We expect the Option Exchange Program to launch no later than May 13. Our internal team is working through the various details and documentation associated with the Program in preparation for its launch. At the time of launch you will receive more information about the option exchange including

 

   

which stock options will qualify,

 

   

what exchange ratios will be used,

 

   

how the exchange of certain stock options will work, and

 

   

what you need to do to tender your shares for exchange.

At this time there is no action for you to take. Going forward you can expect to receive communications about the Option Exchange Program from optionexchange@gogoair.com. You can also share any questions you have about the Program to this inbox which will be actively monitored by HR and Legal.

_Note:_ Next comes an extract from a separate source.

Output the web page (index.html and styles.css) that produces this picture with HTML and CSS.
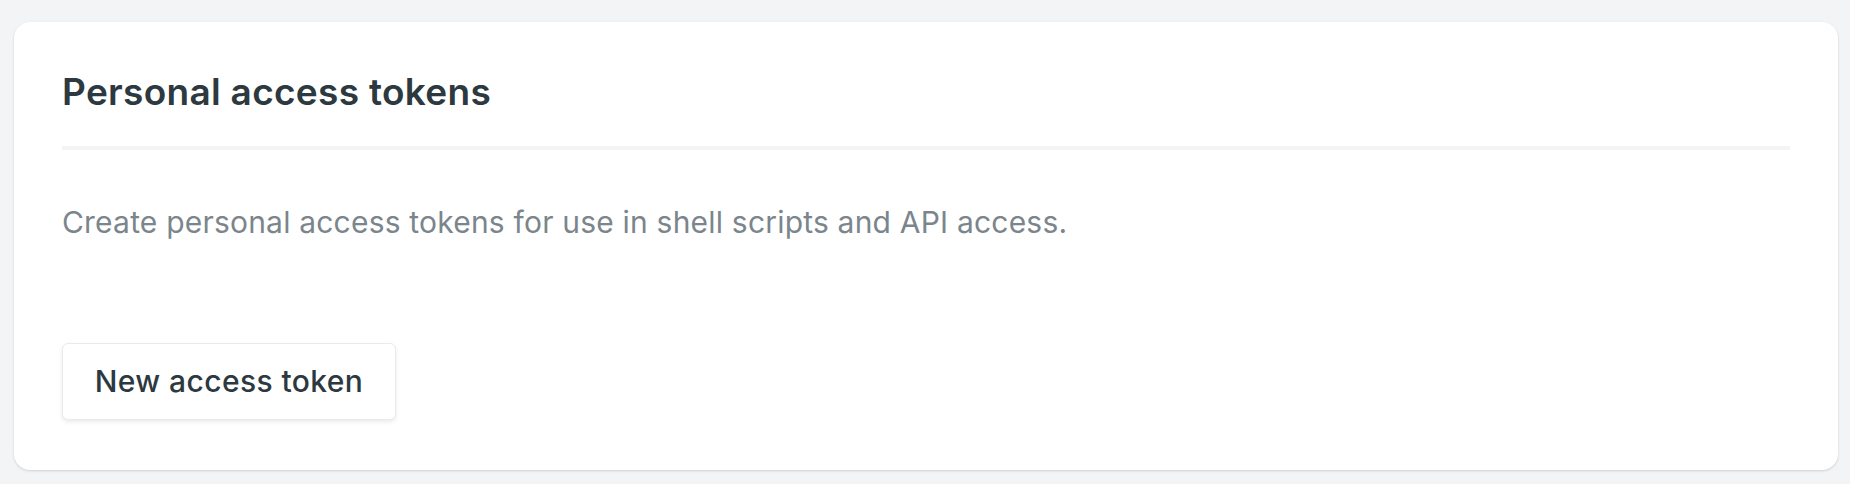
FILE: index.html
```html
<!DOCTYPE html>
<html lang="en">
<head>
<meta charset="utf-8">
<title>Personal access tokens</title>
<link rel="stylesheet" href="styles.css">
</head>
<body>
<main class="page">
  <section class="card">
    <header class="card-header">
      <h2 class="card-title">Personal access tokens</h2>
    </header>
    <p class="card-desc">Create personal access tokens for use in shell scripts and API access.</p>
    <div class="card-actions">
      <button class="btn" type="button">New access token</button>
    </div>
  </section>
</main>
</body>
</html>
```
FILE: styles.css
```css
html, body {
  margin: 0;
  padding: 0;
  background: #f3f4f6;
  font-family: Inter, "Noto Sans", "Liberation Sans", sans-serif;
}

.page {
  padding: 22px 12px 14px 14px;
}

.card {
  background: #ffffff;
  border-radius: 16px;
  box-shadow: 0 1px 3px rgba(15, 23, 42, 0.10), 0 1px 2px rgba(15, 23, 42, 0.06);
  padding: 50px 48px 50px 48px;
  height: 448px;
  box-sizing: border-box;
}

.card-header {
  padding-bottom: 34px;
  border-bottom: 4px solid #f3f4f6;
}

.card-title {
  margin: 0;
  font-size: 37px;
  line-height: 40px;
  font-weight: 600;
  letter-spacing: 0.3px;
  color: #2d3940;
}

.card-desc {
  margin: 54px 0 0 0;
  font-size: 30px;
  line-height: 36px;
  letter-spacing: 0.2px;
  color: #7b858c;
}

.card-actions {
  margin-top: 103px;
}

.btn {
  font-family: inherit;
  font-size: 30px;
  font-weight: 500;
  line-height: 36px;
  letter-spacing: 0.4px;
  color: #2d3940;
  background: #ffffff;
  border: 1px solid #e8eaed;
  border-radius: 6px;
  box-shadow: 0 2px 4px rgba(15, 23, 42, 0.09);
  padding: 19px 0 20px 0;
  width: 334px;
  height: 77px;
  box-sizing: border-box;
  text-align: center;
  cursor: pointer;
}
```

I’m pleased that our shareholders approved this program and look forward to restoring motivating incentives for achieving Gogo’s long-term success.

Oak

Important Legal Information

This communication does not constitute an offer to holders of Gogo’s outstanding stock options to exchange those options.

The Option Exchange Program described in this communication has not yet commenced and may not ultimately be implemented by Gogo. Gogo will file a Tender Offer Statement on Schedule TO with the Securities and Exchange Commission (the “SEC”) if and when the Option Exchange Program commences. Option holders should read the Tender Offer Statement on Schedule TO and other related materials when those materials become available, because they will contain important information about the Option Exchange Program.

Gogo stockholders and option holders will be able to obtain the written materials described above and the other documents filed by Gogo with the SEC free of charge from the SEC’s website at www.sec.gov or by directing a written request to: Corporate Secretary, at 111 N. Canal St., Suite 1500, Chicago, IL 60606.